§ **DATA FOR THIS EXERCISE**:
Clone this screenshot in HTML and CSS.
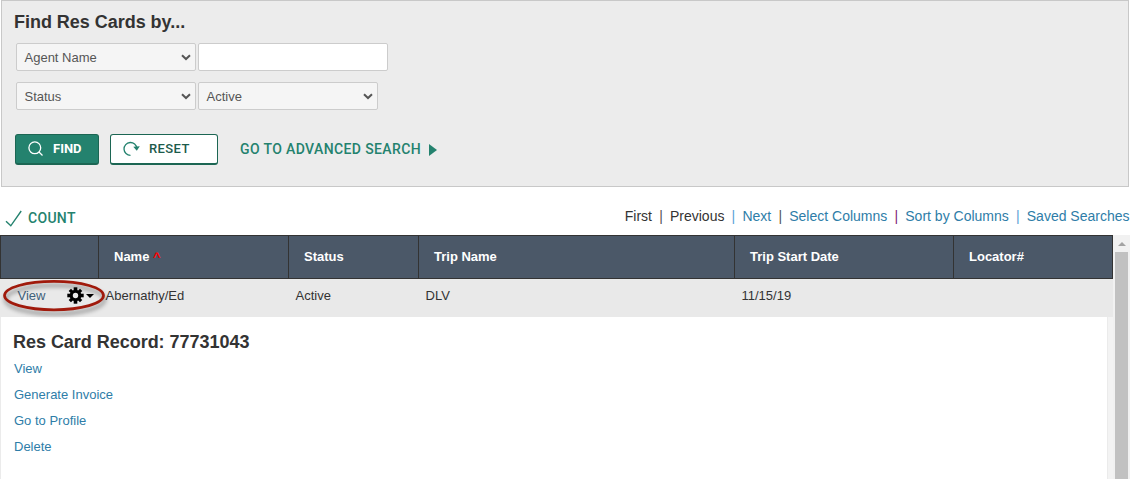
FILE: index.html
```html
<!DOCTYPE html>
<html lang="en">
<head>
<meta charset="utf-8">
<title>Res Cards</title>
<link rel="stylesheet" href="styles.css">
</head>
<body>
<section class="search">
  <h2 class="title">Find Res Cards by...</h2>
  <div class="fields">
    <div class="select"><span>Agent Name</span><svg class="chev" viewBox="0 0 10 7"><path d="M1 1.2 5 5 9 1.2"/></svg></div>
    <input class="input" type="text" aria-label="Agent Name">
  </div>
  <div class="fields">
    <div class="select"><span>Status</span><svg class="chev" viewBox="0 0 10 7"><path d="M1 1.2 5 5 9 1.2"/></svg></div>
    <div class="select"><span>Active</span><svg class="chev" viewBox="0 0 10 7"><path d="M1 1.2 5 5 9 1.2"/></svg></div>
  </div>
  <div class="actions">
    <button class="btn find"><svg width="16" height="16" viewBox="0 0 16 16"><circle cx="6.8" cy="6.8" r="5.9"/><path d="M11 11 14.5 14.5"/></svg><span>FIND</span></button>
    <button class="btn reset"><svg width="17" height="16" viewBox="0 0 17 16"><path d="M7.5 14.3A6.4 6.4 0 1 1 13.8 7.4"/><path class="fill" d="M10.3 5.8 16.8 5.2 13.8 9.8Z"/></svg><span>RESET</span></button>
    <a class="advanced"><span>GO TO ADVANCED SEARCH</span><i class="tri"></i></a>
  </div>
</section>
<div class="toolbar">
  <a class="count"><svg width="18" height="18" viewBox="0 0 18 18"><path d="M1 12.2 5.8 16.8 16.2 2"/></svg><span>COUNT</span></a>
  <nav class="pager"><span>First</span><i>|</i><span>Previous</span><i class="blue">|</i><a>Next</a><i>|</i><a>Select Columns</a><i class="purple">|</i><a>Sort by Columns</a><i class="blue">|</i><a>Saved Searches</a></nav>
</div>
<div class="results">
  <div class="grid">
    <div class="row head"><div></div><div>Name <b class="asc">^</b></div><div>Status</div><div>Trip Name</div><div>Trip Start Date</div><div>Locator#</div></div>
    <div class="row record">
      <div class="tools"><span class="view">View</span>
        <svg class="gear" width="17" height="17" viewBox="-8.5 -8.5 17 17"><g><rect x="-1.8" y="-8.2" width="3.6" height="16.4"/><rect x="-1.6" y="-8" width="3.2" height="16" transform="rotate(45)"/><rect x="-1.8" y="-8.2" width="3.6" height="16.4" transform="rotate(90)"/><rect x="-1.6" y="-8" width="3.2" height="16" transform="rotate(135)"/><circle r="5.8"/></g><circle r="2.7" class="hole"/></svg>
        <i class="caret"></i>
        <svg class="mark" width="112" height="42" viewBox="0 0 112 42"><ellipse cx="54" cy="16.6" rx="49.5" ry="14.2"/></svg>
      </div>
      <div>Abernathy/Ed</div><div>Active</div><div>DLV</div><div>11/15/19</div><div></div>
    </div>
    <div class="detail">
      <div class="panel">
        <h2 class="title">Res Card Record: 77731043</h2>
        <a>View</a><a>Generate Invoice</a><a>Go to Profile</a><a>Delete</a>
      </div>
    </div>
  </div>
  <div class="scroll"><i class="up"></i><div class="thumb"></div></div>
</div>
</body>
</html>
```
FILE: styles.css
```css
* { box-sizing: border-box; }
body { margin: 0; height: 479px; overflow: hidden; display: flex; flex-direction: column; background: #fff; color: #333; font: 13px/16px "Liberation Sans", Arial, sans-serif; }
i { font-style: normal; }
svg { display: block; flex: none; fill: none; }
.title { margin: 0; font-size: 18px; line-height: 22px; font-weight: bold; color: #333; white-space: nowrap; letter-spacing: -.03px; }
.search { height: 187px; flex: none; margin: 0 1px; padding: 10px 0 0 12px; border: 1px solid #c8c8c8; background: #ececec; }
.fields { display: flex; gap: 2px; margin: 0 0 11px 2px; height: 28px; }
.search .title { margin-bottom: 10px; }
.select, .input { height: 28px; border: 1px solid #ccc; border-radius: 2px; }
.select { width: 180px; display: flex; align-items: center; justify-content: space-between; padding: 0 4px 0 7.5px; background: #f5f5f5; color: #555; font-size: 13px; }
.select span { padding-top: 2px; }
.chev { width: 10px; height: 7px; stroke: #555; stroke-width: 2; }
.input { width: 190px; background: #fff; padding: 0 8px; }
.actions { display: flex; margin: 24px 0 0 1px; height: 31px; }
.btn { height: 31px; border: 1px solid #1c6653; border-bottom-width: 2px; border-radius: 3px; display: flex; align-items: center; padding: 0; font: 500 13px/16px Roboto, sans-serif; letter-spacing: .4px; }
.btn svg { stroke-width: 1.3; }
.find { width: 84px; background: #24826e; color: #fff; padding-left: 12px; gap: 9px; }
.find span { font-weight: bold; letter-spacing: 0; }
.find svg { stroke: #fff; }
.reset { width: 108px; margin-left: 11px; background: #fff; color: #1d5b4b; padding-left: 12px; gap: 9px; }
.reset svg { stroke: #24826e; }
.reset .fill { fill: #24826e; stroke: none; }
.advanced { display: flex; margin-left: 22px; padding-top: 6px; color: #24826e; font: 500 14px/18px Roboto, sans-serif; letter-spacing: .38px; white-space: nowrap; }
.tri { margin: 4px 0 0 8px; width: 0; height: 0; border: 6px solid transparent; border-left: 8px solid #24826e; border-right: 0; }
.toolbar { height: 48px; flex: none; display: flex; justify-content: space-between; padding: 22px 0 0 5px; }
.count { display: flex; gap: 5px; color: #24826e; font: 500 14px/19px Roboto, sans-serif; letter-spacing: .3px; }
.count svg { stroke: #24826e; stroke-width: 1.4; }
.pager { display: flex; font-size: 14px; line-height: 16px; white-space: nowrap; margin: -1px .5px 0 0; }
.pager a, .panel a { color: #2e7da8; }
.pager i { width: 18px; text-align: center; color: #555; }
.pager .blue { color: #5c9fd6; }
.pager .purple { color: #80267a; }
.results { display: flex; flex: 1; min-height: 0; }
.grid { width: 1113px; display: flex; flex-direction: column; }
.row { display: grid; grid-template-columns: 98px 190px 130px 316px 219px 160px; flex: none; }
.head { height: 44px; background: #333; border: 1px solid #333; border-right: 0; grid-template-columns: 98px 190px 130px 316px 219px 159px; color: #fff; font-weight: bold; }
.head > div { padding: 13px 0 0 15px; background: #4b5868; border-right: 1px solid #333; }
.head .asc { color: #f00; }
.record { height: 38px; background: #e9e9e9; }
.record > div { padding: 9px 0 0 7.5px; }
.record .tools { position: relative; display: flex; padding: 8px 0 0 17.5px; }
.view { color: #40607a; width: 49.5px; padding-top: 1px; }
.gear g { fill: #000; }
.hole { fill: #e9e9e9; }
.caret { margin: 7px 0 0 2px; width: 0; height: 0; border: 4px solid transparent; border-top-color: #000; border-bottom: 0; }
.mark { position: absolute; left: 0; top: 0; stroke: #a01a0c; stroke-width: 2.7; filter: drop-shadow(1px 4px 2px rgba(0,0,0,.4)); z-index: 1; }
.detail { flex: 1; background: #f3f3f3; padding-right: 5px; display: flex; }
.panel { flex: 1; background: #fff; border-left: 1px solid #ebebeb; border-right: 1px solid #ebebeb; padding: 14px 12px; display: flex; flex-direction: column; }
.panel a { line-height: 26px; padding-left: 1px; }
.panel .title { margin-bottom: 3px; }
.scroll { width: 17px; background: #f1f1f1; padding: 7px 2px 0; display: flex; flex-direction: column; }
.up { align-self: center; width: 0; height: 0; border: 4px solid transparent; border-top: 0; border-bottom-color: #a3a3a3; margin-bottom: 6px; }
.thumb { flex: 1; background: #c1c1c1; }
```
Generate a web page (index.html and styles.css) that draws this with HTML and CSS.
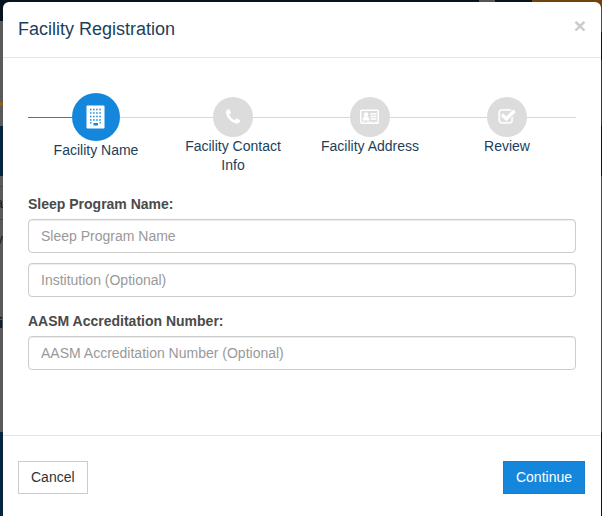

§ **PROBLEM**: Exactly reproduce the entries above, minus the pictures.

§ **FINAL ANSWER**:
Clone this screenshot in HTML and CSS.
FILE: index.html
```html
<!DOCTYPE html>
<html lang="en">
<head>
<meta charset="utf-8">
<title>Res Cards</title>
<link rel="stylesheet" href="styles.css">
</head>
<body>
<section class="search">
  <h2 class="title">Find Res Cards by...</h2>
  <div class="fields">
    <div class="select"><span>Agent Name</span><svg class="chev" viewBox="0 0 10 7"><path d="M1 1.2 5 5 9 1.2"/></svg></div>
    <input class="input" type="text" aria-label="Agent Name">
  </div>
  <div class="fields">
    <div class="select"><span>Status</span><svg class="chev" viewBox="0 0 10 7"><path d="M1 1.2 5 5 9 1.2"/></svg></div>
    <div class="select"><span>Active</span><svg class="chev" viewBox="0 0 10 7"><path d="M1 1.2 5 5 9 1.2"/></svg></div>
  </div>
  <div class="actions">
    <button class="btn find"><svg width="16" height="16" viewBox="0 0 16 16"><circle cx="6.8" cy="6.8" r="5.9"/><path d="M11 11 14.5 14.5"/></svg><span>FIND</span></button>
    <button class="btn reset"><svg width="17" height="16" viewBox="0 0 17 16"><path d="M7.5 14.3A6.4 6.4 0 1 1 13.8 7.4"/><path class="fill" d="M10.3 5.8 16.8 5.2 13.8 9.8Z"/></svg><span>RESET</span></button>
    <a class="advanced"><span>GO TO ADVANCED SEARCH</span><i class="tri"></i></a>
  </div>
</section>
<div class="toolbar">
  <a class="count"><svg width="18" height="18" viewBox="0 0 18 18"><path d="M1 12.2 5.8 16.8 16.2 2"/></svg><span>COUNT</span></a>
  <nav class="pager"><span>First</span><i>|</i><span>Previous</span><i class="blue">|</i><a>Next</a><i>|</i><a>Select Columns</a><i class="purple">|</i><a>Sort by Columns</a><i class="blue">|</i><a>Saved Searches</a></nav>
</div>
<div class="results">
  <div class="grid">
    <div class="row head"><div></div><div>Name <b class="asc">^</b></div><div>Status</div><div>Trip Name</div><div>Trip Start Date</div><div>Locator#</div></div>
    <div class="row record">
      <div class="tools"><span class="view">View</span>
        <svg class="gear" width="17" height="17" viewBox="-8.5 -8.5 17 17"><g><rect x="-1.8" y="-8.2" width="3.6" height="16.4"/><rect x="-1.6" y="-8" width="3.2" height="16" transform="rotate(45)"/><rect x="-1.8" y="-8.2" width="3.6" height="16.4" transform="rotate(90)"/><rect x="-1.6" y="-8" width="3.2" height="16" transform="rotate(135)"/><circle r="5.8"/></g><circle r="2.7" class="hole"/></svg>
        <i class="caret"></i>
        <svg class="mark" width="112" height="42" viewBox="0 0 112 42"><ellipse cx="54" cy="16.6" rx="49.5" ry="14.2"/></svg>
      </div>
      <div>Abernathy/Ed</div><div>Active</div><div>DLV</div><div>11/15/19</div><div></div>
    </div>
    <div class="detail">
      <div class="panel">
        <h2 class="title">Res Card Record: 77731043</h2>
        <a>View</a><a>Generate Invoice</a><a>Go to Profile</a><a>Delete</a>
      </div>
    </div>
  </div>
  <div class="scroll"><i class="up"></i><div class="thumb"></div></div>
</div>
</body>
</html>
```
FILE: styles.css
```css
* { box-sizing: border-box; }
body { margin: 0; height: 479px; overflow: hidden; display: flex; flex-direction: column; background: #fff; color: #333; font: 13px/16px "Liberation Sans", Arial, sans-serif; }
i { font-style: normal; }
svg { display: block; flex: none; fill: none; }
.title { margin: 0; font-size: 18px; line-height: 22px; font-weight: bold; color: #333; white-space: nowrap; letter-spacing: -.03px; }
.search { height: 187px; flex: none; margin: 0 1px; padding: 10px 0 0 12px; border: 1px solid #c8c8c8; background: #ececec; }
.fields { display: flex; gap: 2px; margin: 0 0 11px 2px; height: 28px; }
.search .title { margin-bottom: 10px; }
.select, .input { height: 28px; border: 1px solid #ccc; border-radius: 2px; }
.select { width: 180px; display: flex; align-items: center; justify-content: space-between; padding: 0 4px 0 7.5px; background: #f5f5f5; color: #555; font-size: 13px; }
.select span { padding-top: 2px; }
.chev { width: 10px; height: 7px; stroke: #555; stroke-width: 2; }
.input { width: 190px; background: #fff; padding: 0 8px; }
.actions { display: flex; margin: 24px 0 0 1px; height: 31px; }
.btn { height: 31px; border: 1px solid #1c6653; border-bottom-width: 2px; border-radius: 3px; display: flex; align-items: center; padding: 0; font: 500 13px/16px Roboto, sans-serif; letter-spacing: .4px; }
.btn svg { stroke-width: 1.3; }
.find { width: 84px; background: #24826e; color: #fff; padding-left: 12px; gap: 9px; }
.find span { font-weight: bold; letter-spacing: 0; }
.find svg { stroke: #fff; }
.reset { width: 108px; margin-left: 11px; background: #fff; color: #1d5b4b; padding-left: 12px; gap: 9px; }
.reset svg { stroke: #24826e; }
.reset .fill { fill: #24826e; stroke: none; }
.advanced { display: flex; margin-left: 22px; padding-top: 6px; color: #24826e; font: 500 14px/18px Roboto, sans-serif; letter-spacing: .38px; white-space: nowrap; }
.tri { margin: 4px 0 0 8px; width: 0; height: 0; border: 6px solid transparent; border-left: 8px solid #24826e; border-right: 0; }
.toolbar { height: 48px; flex: none; display: flex; justify-content: space-between; padding: 22px 0 0 5px; }
.count { display: flex; gap: 5px; color: #24826e; font: 500 14px/19px Roboto, sans-serif; letter-spacing: .3px; }
.count svg { stroke: #24826e; stroke-width: 1.4; }
.pager { display: flex; font-size: 14px; line-height: 16px; white-space: nowrap; margin: -1px .5px 0 0; }
.pager a, .panel a { color: #2e7da8; }
.pager i { width: 18px; text-align: center; color: #555; }
.pager .blue { color: #5c9fd6; }
.pager .purple { color: #80267a; }
.results { display: flex; flex: 1; min-height: 0; }
.grid { width: 1113px; display: flex; flex-direction: column; }
.row { display: grid; grid-template-columns: 98px 190px 130px 316px 219px 160px; flex: none; }
.head { height: 44px; background: #333; border: 1px solid #333; border-right: 0; grid-template-columns: 98px 190px 130px 316px 219px 159px; color: #fff; font-weight: bold; }
.head > div { padding: 13px 0 0 15px; background: #4b5868; border-right: 1px solid #333; }
.head .asc { color: #f00; }
.record { height: 38px; background: #e9e9e9; }
.record > div { padding: 9px 0 0 7.5px; }
.record .tools { position: relative; display: flex; padding: 8px 0 0 17.5px; }
.view { color: #40607a; width: 49.5px; padding-top: 1px; }
.gear g { fill: #000; }
.hole { fill: #e9e9e9; }
.caret { margin: 7px 0 0 2px; width: 0; height: 0; border: 4px solid transparent; border-top-color: #000; border-bottom: 0; }
.mark { position: absolute; left: 0; top: 0; stroke: #a01a0c; stroke-width: 2.7; filter: drop-shadow(1px 4px 2px rgba(0,0,0,.4)); z-index: 1; }
.detail { flex: 1; background: #f3f3f3; padding-right: 5px; display: flex; }
.panel { flex: 1; background: #fff; border-left: 1px solid #ebebeb; border-right: 1px solid #ebebeb; padding: 14px 12px; display: flex; flex-direction: column; }
.panel a { line-height: 26px; padding-left: 1px; }
.panel .title { margin-bottom: 3px; }
.scroll { width: 17px; background: #f1f1f1; padding: 7px 2px 0; display: flex; flex-direction: column; }
.up { align-self: center; width: 0; height: 0; border: 4px solid transparent; border-top: 0; border-bottom-color: #a3a3a3; margin-bottom: 6px; }
.thumb { flex: 1; background: #c1c1c1; }
```
Generate a web page (index.html and styles.css) that draws this with HTML and CSS.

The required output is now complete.